Ilka Bichara – Eternas é um exagero, mas algumas brincadeiras são bem antigas, como o jogo de gude, porém elas não são congeladas no tempo. Elas vão sofrendo transformações. Dizemos que nessas brincadeiras há uma relação de universalidade e diversidade, ou seja, elas possuem uma estrutura, que as faz serem reconhecidas como as mesmas, mas vão sofrendo alterações aqui e ali, seja pela cultura mais geral, seja pela criatividade do grupo de brincantes. Isso é o que os autores da Sociologia da Infância (W. Corsaro) chamam de “cultura de pares”. Ou seja, acredita-se que a criança não é um ser passivo que vai apenas reproduzindo aquilo que vê, pelo contrário, ela é um ser ativo, que reinterpreta e recria a realidade em suas brincadeiras e, com isso, cria cultura.

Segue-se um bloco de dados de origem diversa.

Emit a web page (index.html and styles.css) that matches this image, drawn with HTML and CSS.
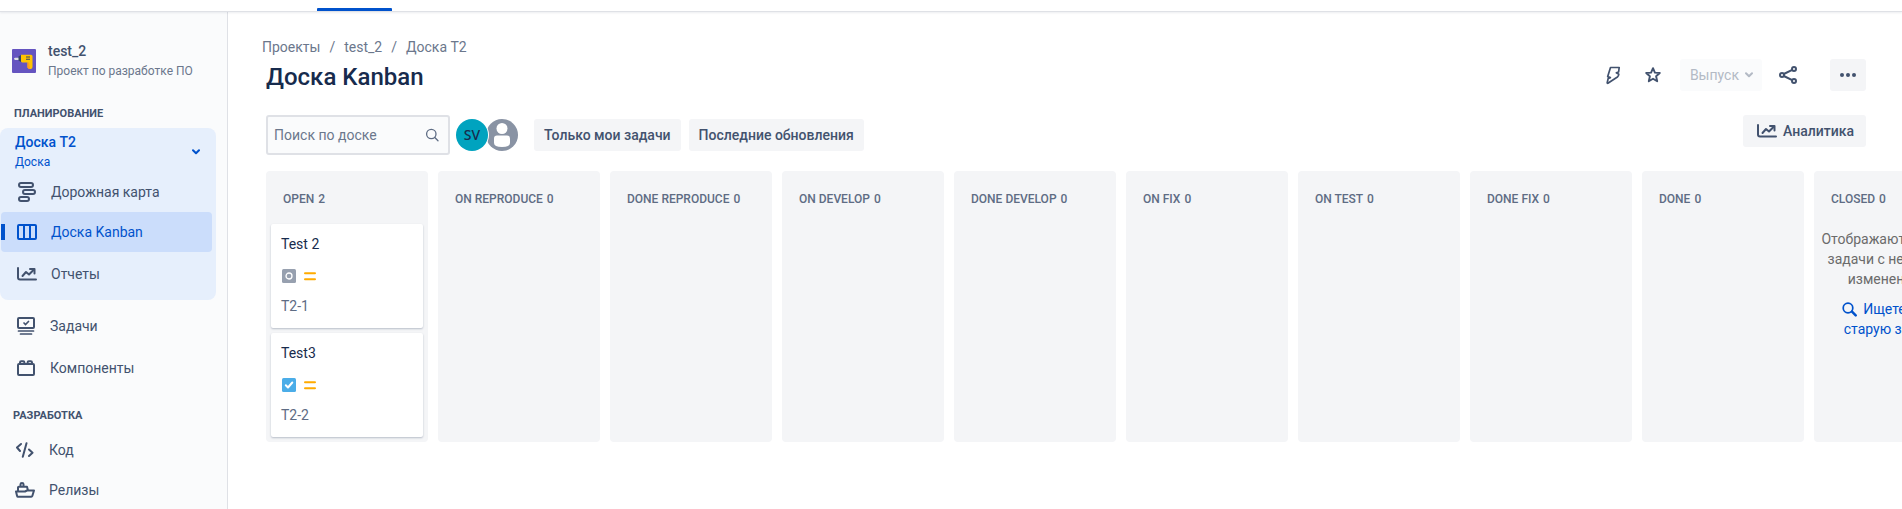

Ciência e Cultura – Pessoas adultas têm alguma herança deixada pelas brincadeiras?
Ilka Bichara – Sim. Durante muito tempo se acreditou na psicologia, que a principal função da brincadeira seria a de treino para habilidades futuras. Hoje essa crença e as teorias que a fundamentavam foram revistas, porém acredita-se que um indivíduo não tem fases indissociadas em sua vida. Tudo aquilo que é vivido faz parte de seu processo de desenvolvimento. Nas brincadeiras se negocia, se exercita habilidades sociais complexas, se forma valores, conceitos, há emoção, enfim, se vive as brincadeiras e essas vivências, em maior ou menor grau, fazem parte do indivíduo.
*Thais Borges é estudante de Jornalismo na Universidade Federal da Bahia.